STATED EXERCISE. Lines holding the string "styles" are the ones to copy; find them all in the data.

DATASET.
════════
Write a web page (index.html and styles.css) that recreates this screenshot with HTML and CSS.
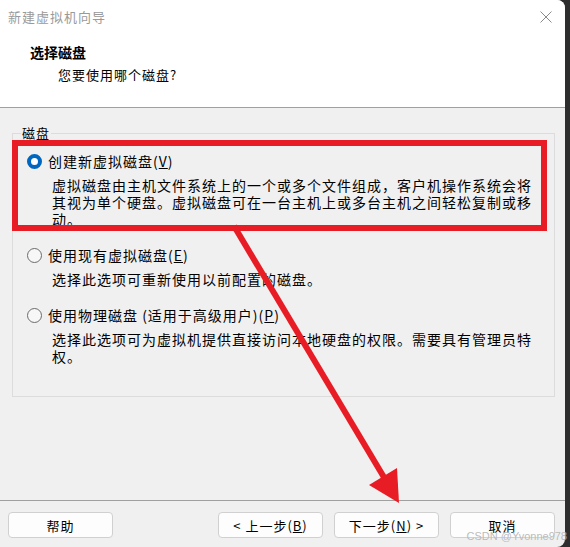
════════
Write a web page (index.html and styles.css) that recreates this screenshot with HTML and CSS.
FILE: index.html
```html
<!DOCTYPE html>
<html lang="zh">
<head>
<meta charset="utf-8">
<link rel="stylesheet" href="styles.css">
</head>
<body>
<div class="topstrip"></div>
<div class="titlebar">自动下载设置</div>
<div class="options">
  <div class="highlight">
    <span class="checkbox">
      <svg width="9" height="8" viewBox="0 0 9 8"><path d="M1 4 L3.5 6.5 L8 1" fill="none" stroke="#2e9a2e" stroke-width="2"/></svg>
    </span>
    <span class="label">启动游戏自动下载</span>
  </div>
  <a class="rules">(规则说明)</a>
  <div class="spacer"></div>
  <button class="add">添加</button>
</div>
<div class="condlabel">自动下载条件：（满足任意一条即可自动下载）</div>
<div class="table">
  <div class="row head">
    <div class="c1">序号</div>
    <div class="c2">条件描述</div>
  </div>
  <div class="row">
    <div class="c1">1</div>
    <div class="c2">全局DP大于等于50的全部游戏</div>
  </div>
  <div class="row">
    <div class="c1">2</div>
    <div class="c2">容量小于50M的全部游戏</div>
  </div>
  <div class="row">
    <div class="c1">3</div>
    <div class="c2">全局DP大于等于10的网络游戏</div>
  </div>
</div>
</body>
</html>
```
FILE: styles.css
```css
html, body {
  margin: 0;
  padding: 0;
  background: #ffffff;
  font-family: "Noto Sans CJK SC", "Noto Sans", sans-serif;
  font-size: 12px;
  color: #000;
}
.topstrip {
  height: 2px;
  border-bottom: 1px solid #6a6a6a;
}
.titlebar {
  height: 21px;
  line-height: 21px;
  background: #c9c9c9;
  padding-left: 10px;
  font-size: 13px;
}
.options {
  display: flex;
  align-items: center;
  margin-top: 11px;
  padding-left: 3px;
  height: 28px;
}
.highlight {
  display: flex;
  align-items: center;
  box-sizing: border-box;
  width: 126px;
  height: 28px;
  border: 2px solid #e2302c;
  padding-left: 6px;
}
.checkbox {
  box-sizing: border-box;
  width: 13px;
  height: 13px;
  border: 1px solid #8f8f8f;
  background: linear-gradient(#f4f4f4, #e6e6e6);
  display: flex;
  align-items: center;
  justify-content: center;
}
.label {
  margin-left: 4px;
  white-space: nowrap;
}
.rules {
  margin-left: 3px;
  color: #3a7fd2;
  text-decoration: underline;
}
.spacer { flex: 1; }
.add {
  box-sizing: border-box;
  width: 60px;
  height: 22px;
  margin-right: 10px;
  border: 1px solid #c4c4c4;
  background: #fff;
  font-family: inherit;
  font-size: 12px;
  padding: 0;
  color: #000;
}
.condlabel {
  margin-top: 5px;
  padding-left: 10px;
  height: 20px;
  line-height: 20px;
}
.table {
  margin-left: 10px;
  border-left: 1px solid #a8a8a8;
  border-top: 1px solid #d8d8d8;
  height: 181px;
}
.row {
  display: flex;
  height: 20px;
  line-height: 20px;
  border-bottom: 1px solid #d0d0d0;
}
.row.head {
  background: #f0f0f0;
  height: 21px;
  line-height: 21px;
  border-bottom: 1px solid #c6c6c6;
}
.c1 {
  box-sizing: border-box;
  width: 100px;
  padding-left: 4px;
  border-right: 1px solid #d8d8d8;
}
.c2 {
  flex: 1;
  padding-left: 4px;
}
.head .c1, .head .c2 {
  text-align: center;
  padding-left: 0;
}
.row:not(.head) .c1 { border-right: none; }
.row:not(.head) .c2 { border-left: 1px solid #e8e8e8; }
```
════════
RESPONSE BELOW.
Write a web page (index.html and styles.css) that recreates this screenshot with HTML and CSS.
Write a web page (index.html and styles.css) that recreates this screenshot with HTML and CSS.
<link rel="stylesheet" href="styles.css">
FILE: styles.css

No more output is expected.